5 Tips to Prevent Rust on Your Horse Trailer This Summer

Hot, humid summers are tough on horse trailers. Between the moisture in the air and the corrosive mess horses naturally leave behind, rust can take hold fast if you let your guard down. The good news is that a little consistent maintenance goes a long way. Here are five steps to keep your trailer rust-free all season long.

  1. Clean Out Manure and Urine After Every Use

This is the single most important thing you can do. Manure and urine are highly corrosive and will eat through floors and lower panels faster than almost anything else. Strip the mats and let the floor dry completely whenever you can—trapped moisture underneath rubber mats rots floors from the inside out, often before you ever see a problem on the surface.

  1. Let Your Trailer Breathe and Dry Out

Humid air trapped inside a sealed trailer condenses right onto the metal. After every haul or wash, open all the windows, vents, and doors and let air move through. If you can park it somewhere with good airflow instead of buttoning it up tight, your trailer will thank you. Drying out the interior is just as important as cleaning it.

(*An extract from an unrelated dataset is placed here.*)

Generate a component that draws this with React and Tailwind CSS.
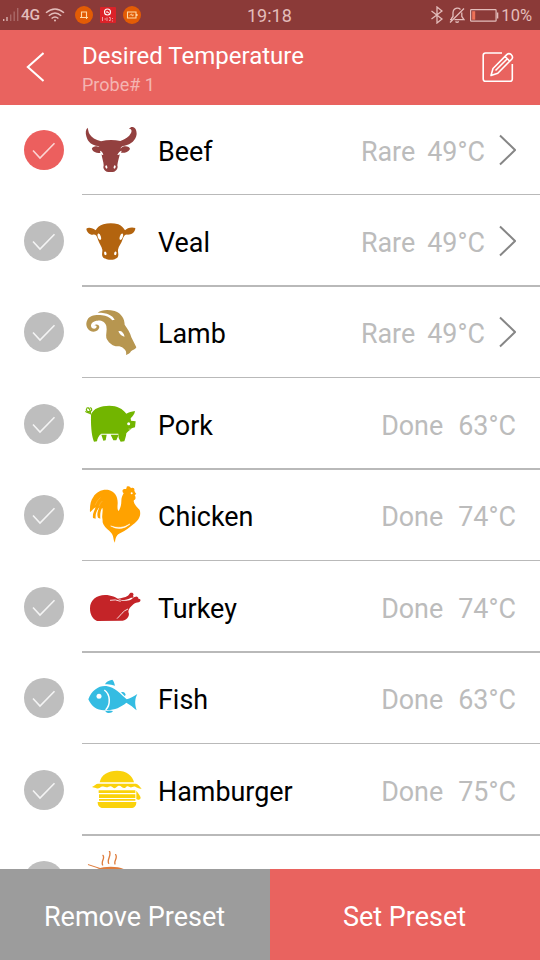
const icons = {
  beef: (
    <svg viewBox="216 30 180 180" className="h-[60px] w-[60px] shrink-0">
      <g fill="#93403f">
        <path d="M233 53 C227 58 226 68 229 79 C233 97 247 107 264 108 C268 110 270 113 272 119 C274 112 264 109 257 109 C249 110 244 115 246 118 C250 128 264 131 274 128 C276 145 281 156 281 166 C278 174 282 181 290 185 Q302 187 313 185 C320 181 325 174 322 166 C323 154 328 142 330 128 C342 130 355 127 360 117 C360 111 350 107 342 109 C337 110 334 114 332 116 C332 110 336 108 344 107 C363 103 378 91 380 72 C380 58 374 50 364 51 L356 56 C365 56 366 62 363 69 C357 81 346 88 331 93 C312 89 292 89 273 94 C256 90 245 82 239 73 C235 66 235 60 233 53Z" />
      </g>
      <g fill="#fff">
        <path d="M270 122 Q278 124 280 135 Q272 136 270 122Z M335 122 Q326 124 322 135 Q332 136 335 122Z" />
        <ellipse cx="289" cy="171" rx="3" ry="5" transform="rotate(-18 289 171)" />
        <ellipse cx="314" cy="171" rx="3" ry="5" transform="rotate(18 314 171)" />
      </g>
    </svg>
  ),
  veal: (
    <svg viewBox="216 33 180 180" className="h-[60px] w-[60px] shrink-0">
      <path
        fill="#b3640f"
        d="M229 86 C235 81 249 84 257 91 C262 82 269 77 280 73 Q302 66 325 73 C336 77 340 84 345 91 C351 84 364 80 376 84 C376 97 365 104 353 104 C345 103 341 108 338 118 C334 131 326 138 324 149 C323 158 328 165 322 173 C318 175 316 176 314 178 Q303 181 290 178 C287 175 283 175 280 173 C273 166 278 157 277 149 C275 138 268 131 264 119 C261 108 257 102 248 104 C238 104 230 96 229 86Z"
      />
      <g fill="#fff">
        <ellipse cx="268" cy="110" rx="4.5" ry="10" transform="rotate(-18 268 110)" />
        <ellipse cx="334" cy="110" rx="4.5" ry="10" transform="rotate(18 334 110)" />
        <ellipse cx="286" cy="160" rx="3.5" ry="5.5" transform="rotate(-15 286 160)" />
        <ellipse cx="316" cy="160" rx="3.5" ry="5.5" transform="rotate(15 316 160)" />
      </g>
    </svg>
  ),
  lamb: (
    <svg viewBox="216 36 180 180" className="h-[60px] w-[60px] shrink-0">
      <path
        fill="#b79650"
        d="M263 68 C274 59 294 58 314 63 C335 70 344 88 344 104 C352 116 361 128 364 142 L379 172 C377 178 368 180 363 184 C360 190 356 192 348 195 C350 188 348 180 340 175 C334 169 327 168 317 169 C305 166 294 156 289 144 C287 133 292 121 289 108 C285 95 274 91 263 92 C251 92 243 99 243 107 C243 115 253 119 258 114 C262 110 260 106 253 106 C258 101 269 104 268 112 C266 124 251 129 240 122 C229 115 226 101 232 90 C239 76 258 74 276 76 C289 77 299 82 307 91 L314 89 C307 76 294 68 263 68Z"
      />
      <path fill="#fff" d="M325 124 Q338 120 344 140 Q331 139 325 124Z" />
    </svg>
  ),
  pork: (
    <svg viewBox="216 42 180 180" className="h-[60px] w-[60px] shrink-0">
      <path
        fill="#72b500"
        d="M243 104 C250 85 272 77 298 77 C322 77 338 86 349 101 C356 98 365 94 375 93 C374 102 368 109 362 115 L363 122 L377 124 L375 142 L367 144 C360 151 353 154 349 160 C348 169 346 176 343 184 L332 185 L326 174 L325 161 L274 161 C266 167 262 175 261 184 L252 185 C247 172 242 151 243 104Z"
      />
      <path d="M274 164 L290 164 L287 181 L280 182Z M302 164 L326 164 L319 181 L310 181Z" fill="#72b500" />
      <path d="M241 103 C243 91 236 80 231 84 C226 91 232 97 242 94 C249 90 243 82 240 84 M226 94 C232 99 239 98 244 102" fill="none" stroke="#72b500" strokeWidth="3.5" />
      <circle cx="356" cy="131" r="4.5" fill="#fff" />
      <path d="M356 147 Q361 149 366 146" fill="none" stroke="#fff" strokeWidth="1.5" />
    </svg>
  ),
  chicken: (
    <svg viewBox="216 30 180 180" className="h-[60px] w-[60px] shrink-0">
      <path
        fill="#ffa200"
        d="M240 112 C239 92 242 77 250 66 C259 50 278 42 296 45 C315 49 324 66 323 86 C322 98 322 105 326 108 C331 100 334 91 334 79 C334 68 337 62 341 55 C335 50 337 43 343 42 C349 43 350 40 350 35 C357 31 362 36 363 40 C370 36 375 41 373 47 L376 53 L379 57 L374 60 C379 68 376 76 372 75 L371 78 C373 90 382 96 389 105 C395 123 384 138 370 148 C357 158 347 168 333 173 C320 178 316 187 315 203 C309 195 312 183 304 174 C296 164 286 159 281 149 C276 143 279 138 277 130 C275 119 280 108 277 98 C271 106 270 119 271 131 L264 128 C259 117 265 104 268 97 C258 108 256 119 257 131 L249 129 C247 116 253 107 257 97 C249 102 245 107 240 112Z"
      />
      <path fill="#fff" d="M302 153 Q333 164 360 147 Q333 171 302 153Z" stroke="#fff" strokeWidth="1.5" />
      <circle cx="365" cy="55" r="3" fill="#fff" />
      <path d="M255 91 Q261 76 271 68 M267 94 Q270 84 277 78" fill="none" stroke="#fff" strokeWidth="1" opacity=".5" />
    </svg>
  ),
  turkey: (
    <svg viewBox="216 36 180 180" className="h-[60px] w-[60px] shrink-0">
      <g fill="#c42428">
        <path d="M240 130 C240 105 260 90 285 90 C304 90 318 97 331 106 C343 109 355 107 362 104 C368 101 371 95 375 96 C379 92 386 96 385 101 C394 100 393 110 386 112 C380 114 376 113 371 117 C362 125 355 132 355 141 C361 150 352 165 338 167 L261 168 C247 162 240 148 240 130Z" />
        <path d="M323 101 C336 99 346 97 352 93 C358 91 357 83 364 83 C369 82 373 88 369 92 C373 97 368 99 363 98 C356 102 346 105 335 105Z" />
      </g>
      <path d="M300 106 Q316 102 332 109 M354 132 C339 137 332 151 321 161" fill="none" stroke="#fff" strokeWidth="2.5" />
    </svg>
  ),
  fish: (
    <svg viewBox="216 39 180 180" className="h-[60px] w-[60px] shrink-0">
      <g fill="#34bce2">
        <path d="M235 133 C245 105 267 91 289 93 C314 96 332 117 350 133 C360 130 371 124 382 117 C374 132 374 147 380 166 C371 158 360 149 349 143 C332 157 315 165 292 165 C267 169 246 159 235 133Z" />
        <path d="M285 88 C288 81 295 76 307 74 C312 78 313 85 315 92 Q300 86 285 88Z" />
        <path d="M333 112 C342 108 346 114 347 120 L344 123Z M286 168 Q298 165 309 168 C306 175 290 177 286 168Z" />
      </g>
      <path d="M283 105 C302 118 302 150 287 165" fill="none" stroke="#fff" strokeWidth="4.5" />
      <circle cx="267" cy="124" r="7.5" fill="#fff" />
    </svg>
  ),
  hamburger: (
    <svg viewBox="216 30 180 180" className="h-[60px] w-[60px] shrink-0">
      <g fill="#fad20c">
        <path d="M269 97 C273 74 295 62 321 62 C348 62 368 76 372 97Z" />
        <path d="M246 111 C254 107 258 101 264 101 L378 101 C386 102 389 110 395 116 C387 117 382 113 376 110 C367 108 365 115 359 111 C353 106 349 109 346 113 C338 118 333 104 324 108 C317 112 315 118 308 112 C299 104 296 113 289 112 C280 110 277 107 270 113 C262 118 256 113 246 111Z" />
        <path d="M266 121 H376 V129 H266Z M267 133 H376 V144 H267Z M267 147 H376 V152 H267Z M263 156 H379 C379 168 373 174 363 174 H279 C268 174 263 167 263 156Z M379 122 C385 130 392 138 392 144 C390 150 384 151 379 147Z" />
      </g>
    </svg>
  ),
  custom: (
    <svg viewBox="216 303 180 180" className="h-[60px] w-[60px] shrink-0">
      <g fill="none" stroke="#df7c3c" strokeLinecap="round">
        <path strokeWidth="4" d="M279 316 C286 326 272 334 278 345 M298 303 C306 316 290 327 296 340 M317 314 C324 324 311 332 315 342" />
        <path strokeWidth="3" d="M235 344 L275 357" />
      </g>
      <path fill="#df7c3c" d="M261 357 C284 348 322 348 341 357 L336 400 H266Z" />
    </svg>
  ),
};

const presets = [
  { name: "Beef", icon: "beef", level: "Rare", temp: "49°C", more: true, selected: true },
  { name: "Veal", icon: "veal", level: "Rare", temp: "49°C", more: true },
  { name: "Lamb", icon: "lamb", level: "Rare", temp: "49°C", more: true },
  { name: "Pork", icon: "pork", level: "Done", temp: "63°C" },
  { name: "Chicken", icon: "chicken", level: "Done", temp: "74°C" },
  { name: "Turkey", icon: "turkey", level: "Done", temp: "74°C" },
  { name: "Fish", icon: "fish", level: "Done", temp: "63°C" },
  { name: "Hamburger", icon: "hamburger", level: "Done", temp: "75°C" },
  { name: "", icon: "custom", level: "", temp: "" },
];

function rowHeight(i) {
  if (i === 0) return "h-[90px] pt-[25px]";
  return i % 2 ? "h-[92px] pt-[26px]" : "h-[91px] pt-[25px]";
}

function PresetRow({ preset, index }) {
  return (
    <li className="flex shrink-0 pl-6">
      <div className={`shrink-0 pr-[18px] ${rowHeight(index)}`}>
        <div className={`h-10 w-10 rounded-full ${preset.selected ? "bg-[#ec5f5e]" : "bg-[#bebebe]"}`}>
          <svg viewBox="0 0 40 40" className="h-10 w-10" fill="none" stroke={preset.selected ? "#fbd5d3" : "#f4f4f4"} strokeWidth="1.6">
            <path d="M9 20.5 L16 28 L30.5 13.3" />
          </svg>
        </div>
      </div>
      <div className={`flex min-w-0 flex-1 items-start border-[#b9b9b9] ${index % 2 ? "border-b-2" : "border-b"} ${rowHeight(index)}`}>
        <div className="flex h-10 flex-1 items-center">
          {icons[preset.icon]}
          <span className="ml-4 flex-1 pt-[5px] text-[26.9px] leading-none text-black">{preset.name}</span>
          <div className={`flex pt-[5px] text-[26.9px] leading-none text-[#bcbcbc] ${preset.more ? "gap-3" : "gap-[15px] pr-[24px]"}`}>
            <span>{preset.level}</span>
            <span>{preset.temp}</span>
          </div>
          {preset.more && (
            <svg viewBox="0 0 18 32" className="ml-[13px] mr-[24px] h-8 w-[18px]" fill="none" stroke="#868686" strokeWidth="2">
              <path d="M2 1.5 L17 16 L2 30.5" />
            </svg>
          )}
        </div>
      </div>
    </li>
  );
}

function StatusBar() {
  return (
    <div className="flex h-[30px] shrink-0 items-center bg-[#8b3a38] text-[#e3bdbb]">
      <svg viewBox="0 0 16 14" className="ml-[3px] h-[14px] w-4" fill="#d8b0ae">
        <path d="M0 11h1.4v2H0zM3.3 9h1.4v4H3.3z" />
        <path opacity=".4" d="M7 6.5h1.4V13H7zM10.5 3.5h1.4V13h-1.4zM14 0h1.4v13H14z" />
      </svg>
      <span className="ml-[2px] w-[20px] pt-px text-[15.5px] font-medium leading-none tracking-[-0.3px]">4G</span>
      <svg viewBox="0 0 20 14" className="ml-[4px] h-[14px] w-5" fill="none" stroke="#e3bdbb" strokeWidth="1.4">
        <path d="M1 4.8 Q10 -3 19 4.8 M3.8 7.8 Q10 2.3 16.2 7.8 M6.6 10.5 Q10 7.4 13.4 10.5" />
        <circle cx="10" cy="12.6" r="1" fill="#e3bdbb" stroke="none" />
      </svg>
      <svg viewBox="0 0 18 18" className="ml-[10px] h-[18px] w-[18px]" fill="none">
        <circle cx="9" cy="9" r="9" fill="#e35c05" />
        <path d="M6.5 11.5 V6 H11.5 V13 M5 11.5 H13" stroke="#ffd9a8" strokeWidth="1.1" />
      </svg>
      <svg viewBox="0 0 16 16" className="ml-[7px] h-4 w-4" fill="none">
        <rect width="16" height="16" rx="1" fill="#dc2229" />
        <circle cx="7.5" cy="5" r="3" stroke="#fff" strokeWidth="1.1" />
        <path d="M7.5 5 l2 1.5 M6 5h2" stroke="#fff" strokeWidth="1" />
        <path d="M2.5 10v4 M4.5 12h1.5 M7 10.5v3.5 M9 10.5h1.3v3H9 M12 11.5h1 M12 14h1" stroke="#fff" strokeWidth=".7" opacity=".8" />
      </svg>
      <svg viewBox="0 0 18 18" className="ml-[7px] h-[18px] w-[18px]" fill="none">
        <circle cx="9" cy="9" r="9" fill="#e35c05" />
        <path d="M4.5 6 H13 V12 H4.5Z M14 8v2" stroke="#ffd9a8" strokeWidth="1.1" />
        <path d="M6.5 9.3 L9 7.9 V10 L11 8.7" stroke="#ffd9a8" strokeWidth=".8" />
      </svg>
      <span className="ml-[106px] w-[48px] pt-[2px] text-[18px] leading-none">19:18</span>
      <div className="ml-auto flex items-center pr-[8px]">
        <svg viewBox="0 0 12 18" className="h-[18px] w-3" fill="none" stroke="#e3bdbb" strokeWidth="1.3">
          <path d="M.5 5 L11 13 L6 17 V1 L11 5 L.5 13" />
        </svg>
        <svg viewBox="0 0 16 18" className="ml-[6px] h-[18px] w-4" fill="none" stroke="#e3bdbb" strokeWidth="1.3">
          <path d="M1 16.5 L15 2.5 M2.5 13 V12.5 L4 10.5 V6.5 Q4.3 2.7 8 2.2 Q10 2 11.5 3.4 M12.8 6.5 V10.5 L15 13.6 H5.5 M6.5 15.5 Q8 17 9.8 15.5 M1 13.6 H3" />
        </svg>
        <svg viewBox="0 0 29 13" className="ml-[5px] h-[13px] w-[29px]" fill="none">
          <rect x=".6" y=".6" width="25.5" height="11.6" rx=".8" stroke="#e3bdbb" strokeWidth="1.2" />
          <path d="M27.6 3.5v6" stroke="#e3bdbb" strokeWidth="1.4" />
          <rect x="2.2" y="2.2" width="3" height="8.5" fill="#ee7157" />
        </svg>
        <span className="ml-[2px] pt-[2px] text-[16.5px] leading-none">10%</span>
      </div>
    </div>
  );
}

export default function App() {
  return (
    <div className="flex h-[960px] w-[540px] flex-col overflow-hidden bg-white font-[Roboto,sans-serif]">
      <StatusBar />
      <header className="flex h-[75px] shrink-0 items-start bg-[#e9635f] text-white">
        <svg viewBox="0 0 18 30" className="ml-[26px] mt-[22px] h-[30px] w-[18px]" fill="none" stroke="#fff" strokeWidth="2">
          <path d="M17.5 1 L1.8 15 L17.5 29" />
        </svg>
        <div className="ml-[38px] flex flex-1 flex-col pt-[13px]">
          <h1 className="text-[24px] leading-[26px]">Desired Temperature</h1>
          <p className="mt-[5px] text-[18px] leading-[22px] text-[#f4b5b2]">Probe# 1</p>
        </div>
        <svg viewBox="0 0 32 32" className="mr-[26px] mt-[21px] h-8 w-8" fill="none" stroke="#fff" strokeWidth="1.6" strokeLinejoin="round">
          <path d="M20 2 H3.5 Q1.2 2 1.2 4.3 V28 Q1.2 30.3 3.5 30.3 H28 Q30.3 30.3 30.3 28 V13" />
          <path d="M9 24.5 L11 17.5 L25 3.4 Q27 1.7 29.3 3.7 Q31.5 6 29.7 8.2 L15.8 22.3 Z M23 5.5 L27.8 10.2 M13.5 19.5 L25.3 7.7" />
        </svg>
      </header>
      <ul className="flex min-h-0 flex-1 flex-col overflow-hidden">
        {presets.map((preset, i) => (
          <PresetRow key={preset.icon} preset={preset} index={i} />
        ))}
      </ul>
      <footer className="grid h-[91px] shrink-0 grid-cols-2 text-[27px] leading-none text-white">
        <button className="bg-[#9c9c9c] pt-[5px] pr-px">Remove Preset</button>
        <button className="bg-[#e9635f] pt-[5px] pr-px">Set Preset</button>
      </footer>
    </div>
  );
}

  1. Wash, Dry, and Wax Thoroughly

Rinse off road salt, mud, and grime regularly—but don’t stop at rinsing. Actually dry the trailer so water isn’t sitting in seams, corners, wheel wells, and the lower edges where it tends to pool. Once it’s clean and dry, apply a good coat of automotive wax to painted surfaces to create a moisture barrier, and reapply throughout the season.

  1. Protect the Undercarriage and Frame

The frame, axle areas, and underside take the most abuse from road moisture, and they’re often out of sight and out of mind. Treat them with a rust-preventive spray such as a lanolin-based product (Fluid Film and similar options work well). These are safe to reapply as often as needed, and keeping the frame coated is one of the best defenses against the rust you can’t easily see.

  1. Address Bare Metal Immediately and Store Smart

Any scratch or chip down to bare metal is exactly where rust starts. Touch it up with primer and paint—or at least seal it—as soon as you spot it. When it comes to storage, covered and out of the rain is ideal. If you have to store outside, use a breathable cover rather than a tarp that traps moisture, and park on gravel or pavement instead of dirt or grass, which holds moisture and wicks it up into the frame.

A Quick Note on Trailer Material

Steel trailers are where rust is the main fight. Aluminum trailers don’t rust, but they do corrode—watch for white oxidation and galvanic corrosion at points where aluminum meets steel bolts or framing. Many trailers are a combination, with aluminum skin over a steel frame, so the frame is usually where you’ll want to focus your attention.

The Bottom Line

Rust prevention isn’t about one big effort—it’s about small, consistent habits. Clean after every trip, let everything dry, keep painted and bare metal protected, and stay on top of the undercarriage. Do these five things through the summer, and your trailer will be in far better shape when the season ends.